Jesus didn’t tell his disciples to have faith in a particular outcome of their prayers – he told them to “have faith in God.” I’m not sure that he likes it much when we line up Bible promises like targets to shoot down so we can get a prize. “Faith in God” sounds more like trusting him as a Person. He may or may not do what we’d trusted him to do, but we’re still to have faith in him.
I once thought of faith as just a means to an end, but now I think it’s sometimes the end itself. Faith isn’t just the way I get stuff from God (“believe and you shall receive”) – while there’s some truth to that. Faith is also something that I offer to God as my gift to him – a token of my love for him.
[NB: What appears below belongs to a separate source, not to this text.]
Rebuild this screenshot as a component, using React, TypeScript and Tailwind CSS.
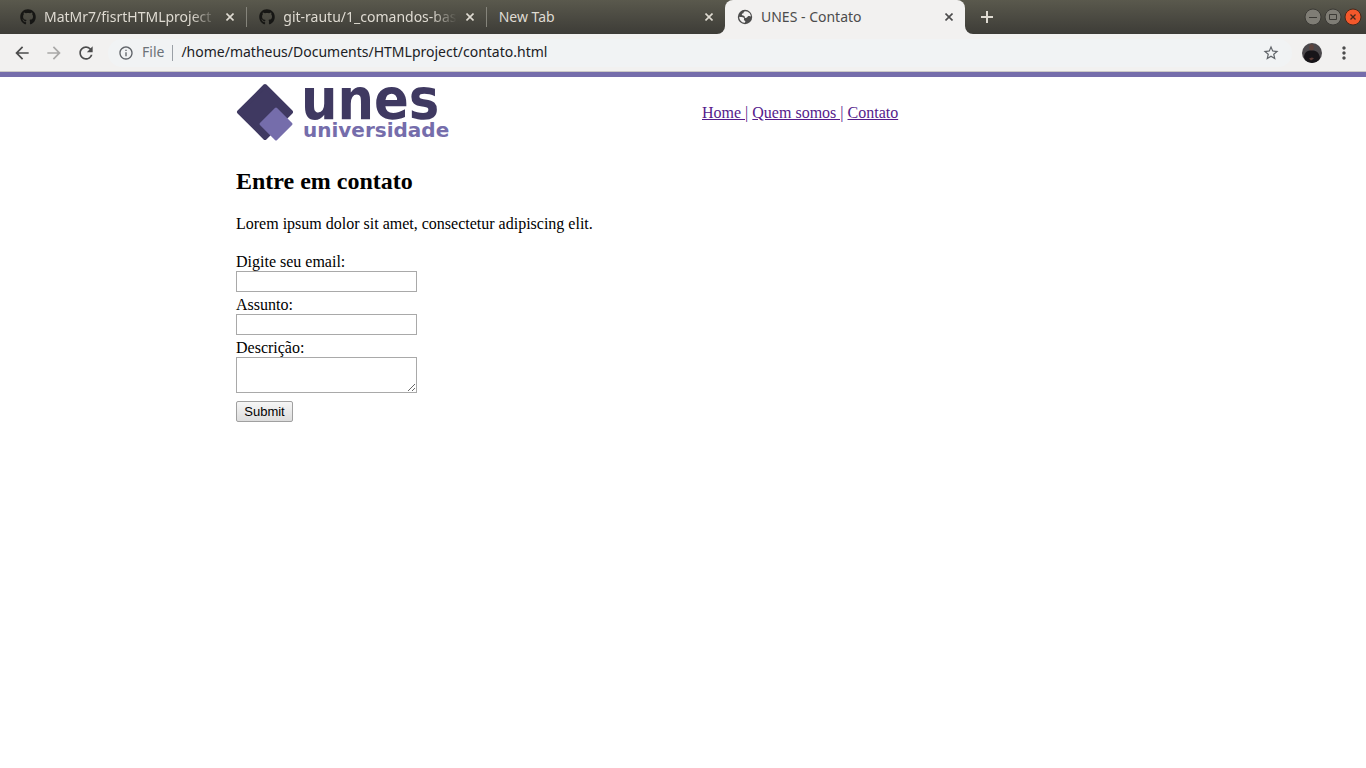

It’s not so much, “Believe and you’ll get what you want,” but, “Believe and you’ll please your Father.” This way, my faith isn’t so utilitarian or me-oriented. It’s not just a conduit through which God gives me things, but something that I give to him. It’s what I hand over to him, whether or not I get from him what I want. I’m trying to simply trust him regardless of how he answers my requests.
Faith makes God happy (Hebrews 11:6) and since I live to make him happy, it makes me happy to give him my faith. Even if it is as small as a tiny seed my trust is what I bring to the table. Whatever I get from any sort of transaction with him is a bonus. When I trust him but don’t get from him what I trusted him for, still my offering has been given, and I’m pleased because the “Sometimes God” is pleased.